Worth Hamilton Weller


Worth Hamilton Weller was an American herpetologist who died in a fall from a cliff at Grandfather Mountain near Linville North Carolina.
Weller was born in Cincinnati, Ohio. His parents were Arthur Douglas Weller and Ruth Hamilton Weller. His interest in herpetology and in particular salamanders developed when he was a young boy exploring nearby fields and woods with his friend Karl Maslowski who went on to become a well known wildlife photographer. Soon he was recording observations for the Cincinnati Museum of Natural History. Shortly after the director of the museum Ralph E Dury established the Cincinnati Junior Society of Natural Sciences. in 1928 he joined it and at 16 became its business manager and Curator of Herpetology. He carried out an extensive correspondence with the herpetologist Emmett Reid Dunn which led to his acceptance at Haverford College. Between 1930 and 1932 he published 12 papers, most of which were reprinted in 1965 .
In April 1930 he visited Cascade Caverns in Kentucky with Dury where he collected the type specimen of a salamander he described and named after Dury, Gyrinophilus porphyriticus duryi.
During the summer vacation between his sophomore and junior years at Walnut Hills High School he visited Grandfather Mountain in North Carolina with Dury, where he discovered the first specimens of Weller's salamander.

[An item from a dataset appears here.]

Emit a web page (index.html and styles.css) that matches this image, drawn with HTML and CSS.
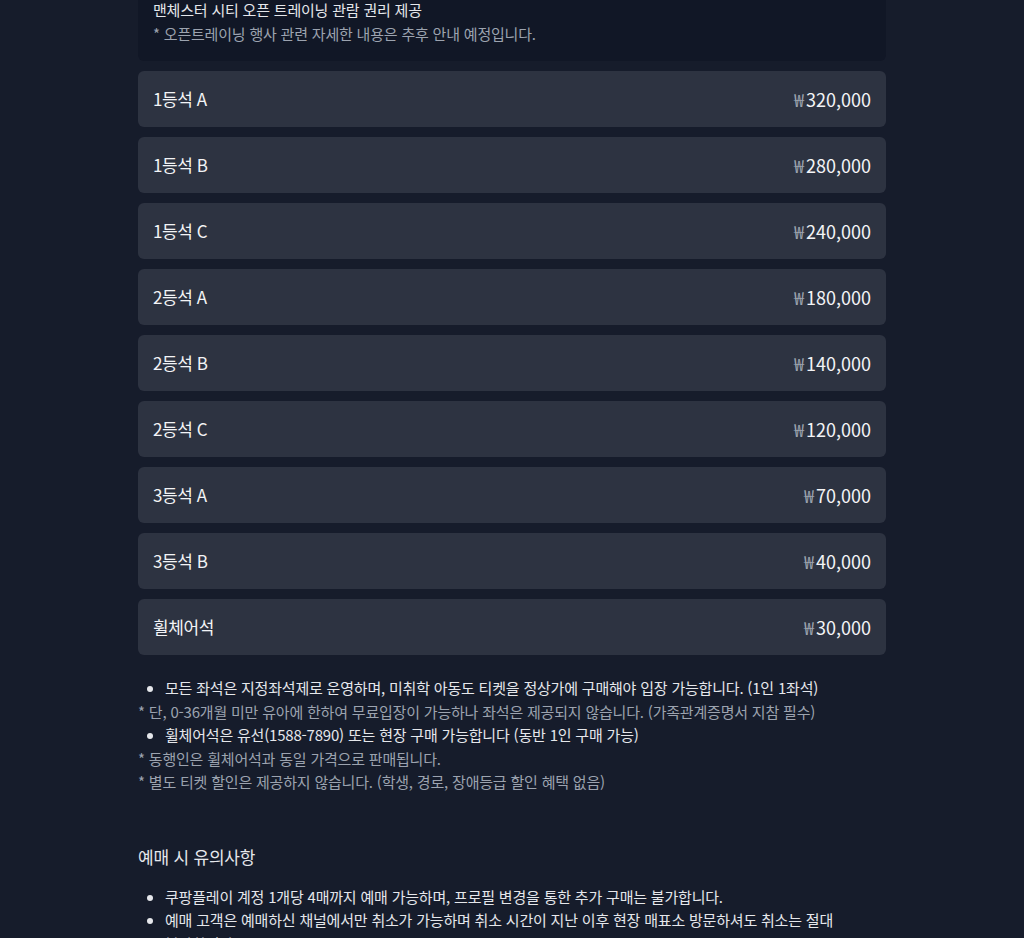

Only a week after graduating with high honors from high school Dury took members of the Junior Society to Grandfather mountain to find more specimens for Weller. The afternoon they arrived Weller left the others to go collecting despite the bad weather and never returned. Four days later his body was found wedged between boulders in a creek below the mountain. With him was a collecting bag which contained specimens of his new species.